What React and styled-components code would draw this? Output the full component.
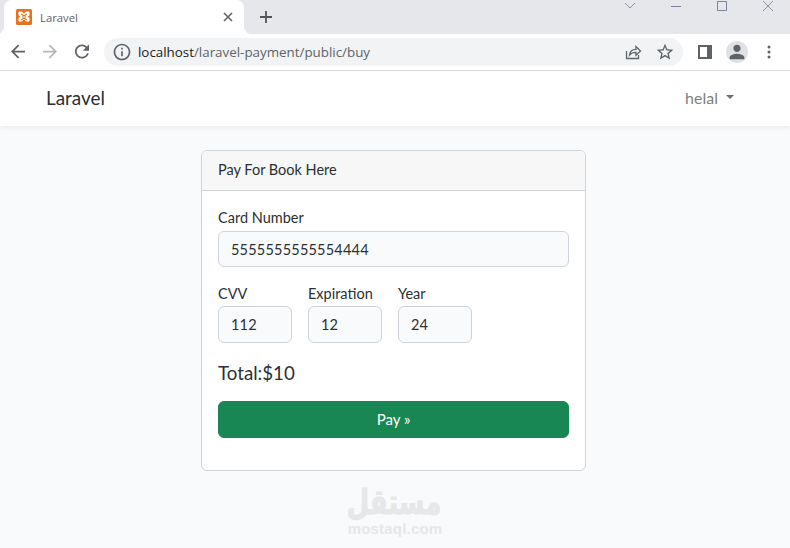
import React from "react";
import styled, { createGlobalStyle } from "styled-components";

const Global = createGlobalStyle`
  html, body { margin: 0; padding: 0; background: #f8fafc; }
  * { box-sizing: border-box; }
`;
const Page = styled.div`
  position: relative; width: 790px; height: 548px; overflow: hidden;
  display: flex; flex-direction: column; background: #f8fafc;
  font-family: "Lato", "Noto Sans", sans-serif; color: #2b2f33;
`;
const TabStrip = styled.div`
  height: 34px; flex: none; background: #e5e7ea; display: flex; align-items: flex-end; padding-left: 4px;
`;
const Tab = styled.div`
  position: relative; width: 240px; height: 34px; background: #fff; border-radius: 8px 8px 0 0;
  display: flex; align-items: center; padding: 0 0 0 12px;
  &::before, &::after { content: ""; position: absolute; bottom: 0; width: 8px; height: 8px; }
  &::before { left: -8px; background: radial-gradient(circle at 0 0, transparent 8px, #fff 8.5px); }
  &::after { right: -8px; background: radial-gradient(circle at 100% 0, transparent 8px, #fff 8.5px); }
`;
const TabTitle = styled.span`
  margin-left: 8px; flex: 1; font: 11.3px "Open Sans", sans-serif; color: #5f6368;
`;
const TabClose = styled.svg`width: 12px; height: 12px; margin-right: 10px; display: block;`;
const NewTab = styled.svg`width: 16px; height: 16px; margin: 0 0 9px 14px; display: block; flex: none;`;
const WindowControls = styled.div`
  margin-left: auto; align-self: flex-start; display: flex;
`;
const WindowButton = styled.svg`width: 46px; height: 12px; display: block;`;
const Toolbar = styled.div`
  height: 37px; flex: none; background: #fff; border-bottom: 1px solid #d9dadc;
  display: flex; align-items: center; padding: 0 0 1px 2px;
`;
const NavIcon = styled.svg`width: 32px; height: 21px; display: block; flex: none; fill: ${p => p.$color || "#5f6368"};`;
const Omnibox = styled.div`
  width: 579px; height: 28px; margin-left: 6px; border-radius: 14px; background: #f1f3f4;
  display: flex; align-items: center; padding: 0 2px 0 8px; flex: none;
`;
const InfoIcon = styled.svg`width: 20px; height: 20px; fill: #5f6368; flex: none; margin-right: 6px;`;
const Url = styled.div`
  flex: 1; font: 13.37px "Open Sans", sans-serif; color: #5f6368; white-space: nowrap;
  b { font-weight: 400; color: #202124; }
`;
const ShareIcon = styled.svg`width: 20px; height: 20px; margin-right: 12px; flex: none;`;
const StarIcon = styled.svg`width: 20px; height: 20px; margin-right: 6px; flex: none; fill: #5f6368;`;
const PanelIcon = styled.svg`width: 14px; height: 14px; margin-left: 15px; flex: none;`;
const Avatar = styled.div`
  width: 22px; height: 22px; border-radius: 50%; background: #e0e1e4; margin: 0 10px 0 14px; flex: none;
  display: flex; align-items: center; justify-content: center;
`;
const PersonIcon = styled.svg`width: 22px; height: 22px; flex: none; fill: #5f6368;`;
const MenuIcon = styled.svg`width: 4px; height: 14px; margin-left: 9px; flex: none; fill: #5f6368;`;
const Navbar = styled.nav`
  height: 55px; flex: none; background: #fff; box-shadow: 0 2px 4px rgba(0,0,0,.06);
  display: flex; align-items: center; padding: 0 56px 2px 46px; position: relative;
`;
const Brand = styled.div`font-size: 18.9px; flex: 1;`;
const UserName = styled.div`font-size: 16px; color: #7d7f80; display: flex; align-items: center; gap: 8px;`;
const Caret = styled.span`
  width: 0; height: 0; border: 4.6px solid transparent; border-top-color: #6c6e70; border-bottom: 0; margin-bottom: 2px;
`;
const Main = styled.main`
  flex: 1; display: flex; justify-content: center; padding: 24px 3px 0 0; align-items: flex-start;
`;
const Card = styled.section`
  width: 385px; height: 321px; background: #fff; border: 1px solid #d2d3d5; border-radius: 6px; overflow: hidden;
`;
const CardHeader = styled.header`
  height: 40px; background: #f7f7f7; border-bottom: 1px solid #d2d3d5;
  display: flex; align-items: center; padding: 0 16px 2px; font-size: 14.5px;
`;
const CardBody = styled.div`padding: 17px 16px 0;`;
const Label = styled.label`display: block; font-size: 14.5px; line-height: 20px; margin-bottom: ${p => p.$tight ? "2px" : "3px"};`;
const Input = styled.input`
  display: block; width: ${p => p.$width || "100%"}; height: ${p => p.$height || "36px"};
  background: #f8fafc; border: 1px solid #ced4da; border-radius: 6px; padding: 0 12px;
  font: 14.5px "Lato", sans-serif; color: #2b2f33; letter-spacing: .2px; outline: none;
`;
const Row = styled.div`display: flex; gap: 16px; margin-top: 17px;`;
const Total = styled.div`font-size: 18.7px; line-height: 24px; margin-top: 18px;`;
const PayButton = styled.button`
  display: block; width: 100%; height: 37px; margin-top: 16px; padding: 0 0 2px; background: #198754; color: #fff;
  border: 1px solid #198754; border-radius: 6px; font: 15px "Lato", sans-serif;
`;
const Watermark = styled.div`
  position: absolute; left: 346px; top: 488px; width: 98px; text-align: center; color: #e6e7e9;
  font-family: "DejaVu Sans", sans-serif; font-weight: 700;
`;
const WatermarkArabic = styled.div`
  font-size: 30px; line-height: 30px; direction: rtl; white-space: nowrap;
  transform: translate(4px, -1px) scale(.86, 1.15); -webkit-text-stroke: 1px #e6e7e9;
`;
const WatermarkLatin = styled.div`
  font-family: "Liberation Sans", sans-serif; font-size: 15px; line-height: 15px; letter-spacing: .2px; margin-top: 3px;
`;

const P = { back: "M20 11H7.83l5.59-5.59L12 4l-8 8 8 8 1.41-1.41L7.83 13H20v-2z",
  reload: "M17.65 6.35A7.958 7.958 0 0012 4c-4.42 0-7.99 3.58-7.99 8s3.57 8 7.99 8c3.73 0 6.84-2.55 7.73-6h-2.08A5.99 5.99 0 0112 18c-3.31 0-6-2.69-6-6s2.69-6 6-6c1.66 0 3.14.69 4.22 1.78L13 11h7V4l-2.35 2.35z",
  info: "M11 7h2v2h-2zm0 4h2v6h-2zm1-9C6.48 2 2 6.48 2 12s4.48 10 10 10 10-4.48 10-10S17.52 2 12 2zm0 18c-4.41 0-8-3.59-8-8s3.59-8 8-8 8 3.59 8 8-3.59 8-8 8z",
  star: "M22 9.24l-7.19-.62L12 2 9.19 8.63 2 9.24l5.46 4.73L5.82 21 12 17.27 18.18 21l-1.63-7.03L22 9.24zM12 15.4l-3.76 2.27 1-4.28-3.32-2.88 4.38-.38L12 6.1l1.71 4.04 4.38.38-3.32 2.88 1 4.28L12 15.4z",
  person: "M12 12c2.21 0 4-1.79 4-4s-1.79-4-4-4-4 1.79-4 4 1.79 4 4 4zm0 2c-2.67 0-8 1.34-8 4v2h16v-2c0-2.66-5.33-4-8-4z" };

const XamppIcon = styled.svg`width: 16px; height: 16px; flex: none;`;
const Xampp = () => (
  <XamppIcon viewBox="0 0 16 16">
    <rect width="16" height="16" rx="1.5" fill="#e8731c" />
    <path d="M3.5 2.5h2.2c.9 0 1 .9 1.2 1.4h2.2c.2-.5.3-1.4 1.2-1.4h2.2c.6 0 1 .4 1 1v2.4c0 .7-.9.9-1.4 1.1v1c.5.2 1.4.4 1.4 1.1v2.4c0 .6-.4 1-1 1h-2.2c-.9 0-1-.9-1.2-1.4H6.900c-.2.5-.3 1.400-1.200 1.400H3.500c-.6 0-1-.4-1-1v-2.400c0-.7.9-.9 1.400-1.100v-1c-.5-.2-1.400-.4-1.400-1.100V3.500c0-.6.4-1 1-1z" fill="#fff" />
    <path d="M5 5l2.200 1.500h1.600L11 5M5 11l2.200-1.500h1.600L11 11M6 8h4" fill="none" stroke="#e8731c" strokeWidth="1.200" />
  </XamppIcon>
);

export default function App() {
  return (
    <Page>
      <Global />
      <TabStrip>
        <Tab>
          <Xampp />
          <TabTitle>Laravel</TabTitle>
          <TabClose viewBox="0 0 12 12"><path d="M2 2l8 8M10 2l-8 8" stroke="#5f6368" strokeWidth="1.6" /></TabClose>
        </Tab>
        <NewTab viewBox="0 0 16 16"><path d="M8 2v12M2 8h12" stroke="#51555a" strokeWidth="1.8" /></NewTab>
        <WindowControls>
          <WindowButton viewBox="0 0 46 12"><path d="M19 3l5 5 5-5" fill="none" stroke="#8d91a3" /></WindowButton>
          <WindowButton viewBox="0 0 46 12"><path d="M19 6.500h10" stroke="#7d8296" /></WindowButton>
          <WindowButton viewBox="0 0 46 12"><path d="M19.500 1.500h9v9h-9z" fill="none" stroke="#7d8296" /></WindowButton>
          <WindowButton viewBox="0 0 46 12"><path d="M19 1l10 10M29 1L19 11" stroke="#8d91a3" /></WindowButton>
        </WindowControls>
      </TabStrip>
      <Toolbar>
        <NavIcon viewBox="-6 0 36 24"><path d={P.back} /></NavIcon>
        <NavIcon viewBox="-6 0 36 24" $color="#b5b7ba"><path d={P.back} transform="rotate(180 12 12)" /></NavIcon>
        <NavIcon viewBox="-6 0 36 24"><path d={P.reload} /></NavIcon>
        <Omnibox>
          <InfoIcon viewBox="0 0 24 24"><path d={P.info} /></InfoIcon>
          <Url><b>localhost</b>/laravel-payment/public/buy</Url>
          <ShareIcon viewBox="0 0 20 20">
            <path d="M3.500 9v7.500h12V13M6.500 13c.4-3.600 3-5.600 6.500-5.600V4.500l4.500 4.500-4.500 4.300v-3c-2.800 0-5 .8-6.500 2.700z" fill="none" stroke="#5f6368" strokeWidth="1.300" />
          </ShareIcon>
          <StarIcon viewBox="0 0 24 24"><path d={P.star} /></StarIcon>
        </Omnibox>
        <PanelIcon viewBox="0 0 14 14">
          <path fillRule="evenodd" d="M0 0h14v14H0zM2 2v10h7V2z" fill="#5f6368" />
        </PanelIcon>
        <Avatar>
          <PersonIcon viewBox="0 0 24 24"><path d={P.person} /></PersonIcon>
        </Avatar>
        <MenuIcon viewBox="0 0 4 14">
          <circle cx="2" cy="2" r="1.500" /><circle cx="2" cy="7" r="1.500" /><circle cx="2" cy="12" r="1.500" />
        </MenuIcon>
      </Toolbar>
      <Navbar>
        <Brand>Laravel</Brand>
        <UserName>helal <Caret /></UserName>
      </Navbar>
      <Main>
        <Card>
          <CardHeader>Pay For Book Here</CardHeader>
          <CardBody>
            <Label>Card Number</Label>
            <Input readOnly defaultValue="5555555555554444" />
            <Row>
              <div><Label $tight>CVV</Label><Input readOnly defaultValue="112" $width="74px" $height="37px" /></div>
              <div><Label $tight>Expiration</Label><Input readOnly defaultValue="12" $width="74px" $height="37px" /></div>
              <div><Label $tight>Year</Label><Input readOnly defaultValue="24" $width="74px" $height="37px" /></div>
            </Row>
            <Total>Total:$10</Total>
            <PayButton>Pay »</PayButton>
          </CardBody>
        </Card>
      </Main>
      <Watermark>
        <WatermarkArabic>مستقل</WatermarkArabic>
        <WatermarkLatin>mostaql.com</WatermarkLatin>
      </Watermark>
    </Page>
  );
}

━━━━━━

(What needs to be done)
Go through the material and select each line with the string "React" in it.

(Task solution)
What React and styled-components code would draw this? Output the full component.
import React from "react";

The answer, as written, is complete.